Transcribe the material verbatim in full; the pictures do not belong in the copy.
--- START Dataset excerpt ---
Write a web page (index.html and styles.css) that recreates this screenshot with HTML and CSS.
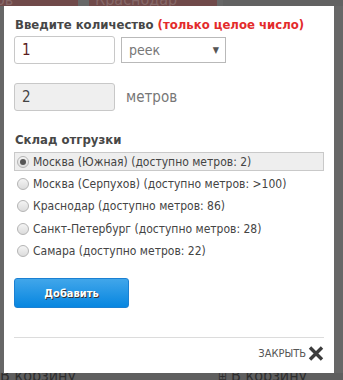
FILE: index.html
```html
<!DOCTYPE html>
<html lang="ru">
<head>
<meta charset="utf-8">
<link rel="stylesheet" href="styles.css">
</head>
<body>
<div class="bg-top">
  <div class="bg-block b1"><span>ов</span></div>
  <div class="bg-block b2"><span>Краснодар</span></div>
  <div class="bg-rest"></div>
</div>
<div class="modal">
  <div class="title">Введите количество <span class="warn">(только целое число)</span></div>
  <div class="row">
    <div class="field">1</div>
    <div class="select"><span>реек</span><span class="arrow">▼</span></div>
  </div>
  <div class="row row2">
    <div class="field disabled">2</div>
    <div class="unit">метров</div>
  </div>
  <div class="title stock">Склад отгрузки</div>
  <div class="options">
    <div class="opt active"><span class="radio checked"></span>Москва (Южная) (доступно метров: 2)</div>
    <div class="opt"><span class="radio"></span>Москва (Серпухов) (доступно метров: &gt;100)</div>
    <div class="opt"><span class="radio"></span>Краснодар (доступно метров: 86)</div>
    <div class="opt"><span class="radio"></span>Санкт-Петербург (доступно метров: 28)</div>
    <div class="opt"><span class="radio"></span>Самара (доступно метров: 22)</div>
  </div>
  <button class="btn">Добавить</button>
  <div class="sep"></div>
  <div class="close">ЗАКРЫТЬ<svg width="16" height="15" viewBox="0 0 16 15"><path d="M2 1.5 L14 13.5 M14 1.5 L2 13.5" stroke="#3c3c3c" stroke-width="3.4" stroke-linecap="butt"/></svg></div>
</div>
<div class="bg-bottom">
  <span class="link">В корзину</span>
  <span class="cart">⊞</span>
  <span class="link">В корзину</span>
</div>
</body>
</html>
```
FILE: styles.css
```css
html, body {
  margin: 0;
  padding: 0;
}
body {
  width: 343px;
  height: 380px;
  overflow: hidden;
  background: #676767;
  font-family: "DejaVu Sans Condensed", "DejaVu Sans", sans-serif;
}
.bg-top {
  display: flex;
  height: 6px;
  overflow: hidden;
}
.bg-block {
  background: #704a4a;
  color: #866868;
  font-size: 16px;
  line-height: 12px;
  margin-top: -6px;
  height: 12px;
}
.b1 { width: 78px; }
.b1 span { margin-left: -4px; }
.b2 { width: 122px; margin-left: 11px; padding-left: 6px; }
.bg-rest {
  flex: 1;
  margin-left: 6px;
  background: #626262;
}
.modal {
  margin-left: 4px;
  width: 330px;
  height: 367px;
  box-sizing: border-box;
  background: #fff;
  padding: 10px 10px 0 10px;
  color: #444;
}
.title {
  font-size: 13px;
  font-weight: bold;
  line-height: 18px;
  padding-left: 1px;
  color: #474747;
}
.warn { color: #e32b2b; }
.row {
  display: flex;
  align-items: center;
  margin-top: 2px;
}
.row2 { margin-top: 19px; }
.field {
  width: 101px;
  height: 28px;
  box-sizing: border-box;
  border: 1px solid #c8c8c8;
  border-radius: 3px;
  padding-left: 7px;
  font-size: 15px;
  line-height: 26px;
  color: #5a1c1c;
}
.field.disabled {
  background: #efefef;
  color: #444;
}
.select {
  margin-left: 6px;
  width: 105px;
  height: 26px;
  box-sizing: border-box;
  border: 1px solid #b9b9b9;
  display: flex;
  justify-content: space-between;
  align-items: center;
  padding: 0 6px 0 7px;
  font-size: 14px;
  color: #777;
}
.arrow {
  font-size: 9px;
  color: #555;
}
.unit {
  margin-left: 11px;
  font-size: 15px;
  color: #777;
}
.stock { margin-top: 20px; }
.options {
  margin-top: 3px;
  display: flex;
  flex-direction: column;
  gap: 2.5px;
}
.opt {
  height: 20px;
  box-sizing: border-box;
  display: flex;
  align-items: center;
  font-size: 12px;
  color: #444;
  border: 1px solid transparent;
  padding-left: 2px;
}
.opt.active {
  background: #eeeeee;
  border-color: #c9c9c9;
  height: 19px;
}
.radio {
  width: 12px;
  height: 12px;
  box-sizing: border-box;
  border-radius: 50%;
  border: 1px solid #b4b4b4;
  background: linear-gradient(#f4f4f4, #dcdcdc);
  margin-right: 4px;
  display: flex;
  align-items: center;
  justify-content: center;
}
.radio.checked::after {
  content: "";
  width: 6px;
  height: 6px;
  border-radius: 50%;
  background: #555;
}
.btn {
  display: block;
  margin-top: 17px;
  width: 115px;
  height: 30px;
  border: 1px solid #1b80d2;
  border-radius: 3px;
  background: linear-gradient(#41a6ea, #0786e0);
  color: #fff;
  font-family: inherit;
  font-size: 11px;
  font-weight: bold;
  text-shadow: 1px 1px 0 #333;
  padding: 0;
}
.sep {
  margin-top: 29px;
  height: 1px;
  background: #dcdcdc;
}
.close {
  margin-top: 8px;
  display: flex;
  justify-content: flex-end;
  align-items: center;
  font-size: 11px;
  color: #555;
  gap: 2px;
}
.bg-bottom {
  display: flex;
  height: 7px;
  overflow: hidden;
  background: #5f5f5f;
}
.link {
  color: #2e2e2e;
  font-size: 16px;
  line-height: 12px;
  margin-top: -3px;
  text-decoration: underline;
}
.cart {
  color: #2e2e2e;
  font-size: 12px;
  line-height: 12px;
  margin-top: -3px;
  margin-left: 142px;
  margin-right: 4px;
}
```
--- END Dataset excerpt ---
Output for this exercise:
Write a web page (index.html and styles.css) that recreates this screenshot with HTML and CSS.
FILE: index.html
```html
<!DOCTYPE html>
<html lang="ru">
<head>
<meta charset="utf-8">
<link rel="stylesheet" href="styles.css">
</head>
<body>
<div class="bg-top">
  <div class="bg-block b1"><span>ов</span></div>
  <div class="bg-block b2"><span>Краснодар</span></div>
  <div class="bg-rest"></div>
</div>
<div class="modal">
  <div class="title">Введите количество <span class="warn">(только целое число)</span></div>
  <div class="row">
    <div class="field">1</div>
    <div class="select"><span>реек</span><span class="arrow">▼</span></div>
  </div>
  <div class="row row2">
    <div class="field disabled">2</div>
    <div class="unit">метров</div>
  </div>
  <div class="title stock">Склад отгрузки</div>
  <div class="options">
    <div class="opt active"><span class="radio checked"></span>Москва (Южная) (доступно метров: 2)</div>
    <div class="opt"><span class="radio"></span>Москва (Серпухов) (доступно метров: &gt;100)</div>
    <div class="opt"><span class="radio"></span>Краснодар (доступно метров: 86)</div>
    <div class="opt"><span class="radio"></span>Санкт-Петербург (доступно метров: 28)</div>
    <div class="opt"><span class="radio"></span>Самара (доступно метров: 22)</div>
  </div>
  <button class="btn">Добавить</button>
  <div class="sep"></div>
  <div class="close">ЗАКРЫТЬ<svg width="16" height="15" viewBox="0 0 16 15"><path d="M2 1.5 L14 13.5 M14 1.5 L2 13.5" stroke="#3c3c3c" stroke-width="3.4" stroke-linecap="butt"/></svg></div>
</div>
<div class="bg-bottom">
  <span class="link">В корзину</span>
  <span class="cart">⊞</span>
  <span class="link">В корзину</span>
</div>
</body>
</html>
```
FILE: styles.css
```css
html, body {
  margin: 0;
  padding: 0;
}
body {
  width: 343px;
  height: 380px;
  overflow: hidden;
  background: #676767;
  font-family: "DejaVu Sans Condensed", "DejaVu Sans", sans-serif;
}
.bg-top {
  display: flex;
  height: 6px;
  overflow: hidden;
}
.bg-block {
  background: #704a4a;
  color: #866868;
  font-size: 16px;
  line-height: 12px;
  margin-top: -6px;
  height: 12px;
}
.b1 { width: 78px; }
.b1 span { margin-left: -4px; }
.b2 { width: 122px; margin-left: 11px; padding-left: 6px; }
.bg-rest {
  flex: 1;
  margin-left: 6px;
  background: #626262;
}
.modal {
  margin-left: 4px;
  width: 330px;
  height: 367px;
  box-sizing: border-box;
  background: #fff;
  padding: 10px 10px 0 10px;
  color: #444;
}
.title {
  font-size: 13px;
  font-weight: bold;
  line-height: 18px;
  padding-left: 1px;
  color: #474747;
}
.warn { color: #e32b2b; }
.row {
  display: flex;
  align-items: center;
  margin-top: 2px;
}
.row2 { margin-top: 19px; }
.field {
  width: 101px;
  height: 28px;
  box-sizing: border-box;
  border: 1px solid #c8c8c8;
  border-radius: 3px;
  padding-left: 7px;
  font-size: 15px;
  line-height: 26px;
  color: #5a1c1c;
}
.field.disabled {
  background: #efefef;
  color: #444;
}
.select {
  margin-left: 6px;
  width: 105px;
  height: 26px;
  box-sizing: border-box;
  border: 1px solid #b9b9b9;
  display: flex;
  justify-content: space-between;
  align-items: center;
  padding: 0 6px 0 7px;
  font-size: 14px;
  color: #777;
}
.arrow {
  font-size: 9px;
  color: #555;
}
.unit {
  margin-left: 11px;
  font-size: 15px;
  color: #777;
}
.stock { margin-top: 20px; }
.options {
  margin-top: 3px;
  display: flex;
  flex-direction: column;
  gap: 2.5px;
}
.opt {
  height: 20px;
  box-sizing: border-box;
  display: flex;
  align-items: center;
  font-size: 12px;
  color: #444;
  border: 1px solid transparent;
  padding-left: 2px;
}
.opt.active {
  background: #eeeeee;
  border-color: #c9c9c9;
  height: 19px;
}
.radio {
  width: 12px;
  height: 12px;
  box-sizing: border-box;
  border-radius: 50%;
  border: 1px solid #b4b4b4;
  background: linear-gradient(#f4f4f4, #dcdcdc);
  margin-right: 4px;
  display: flex;
  align-items: center;
  justify-content: center;
}
.radio.checked::after {
  content: "";
  width: 6px;
  height: 6px;
  border-radius: 50%;
  background: #555;
}
.btn {
  display: block;
  margin-top: 17px;
  width: 115px;
  height: 30px;
  border: 1px solid #1b80d2;
  border-radius: 3px;
  background: linear-gradient(#41a6ea, #0786e0);
  color: #fff;
  font-family: inherit;
  font-size: 11px;
  font-weight: bold;
  text-shadow: 1px 1px 0 #333;
  padding: 0;
}
.sep {
  margin-top: 29px;
  height: 1px;
  background: #dcdcdc;
}
.close {
  margin-top: 8px;
  display: flex;
  justify-content: flex-end;
  align-items: center;
  font-size: 11px;
  color: #555;
  gap: 2px;
}
.bg-bottom {
  display: flex;
  height: 7px;
  overflow: hidden;
  background: #5f5f5f;
}
.link {
  color: #2e2e2e;
  font-size: 16px;
  line-height: 12px;
  margin-top: -3px;
  text-decoration: underline;
}
.cart {
  color: #2e2e2e;
  font-size: 12px;
  line-height: 12px;
  margin-top: -3px;
  margin-left: 142px;
  margin-right: 4px;
}
```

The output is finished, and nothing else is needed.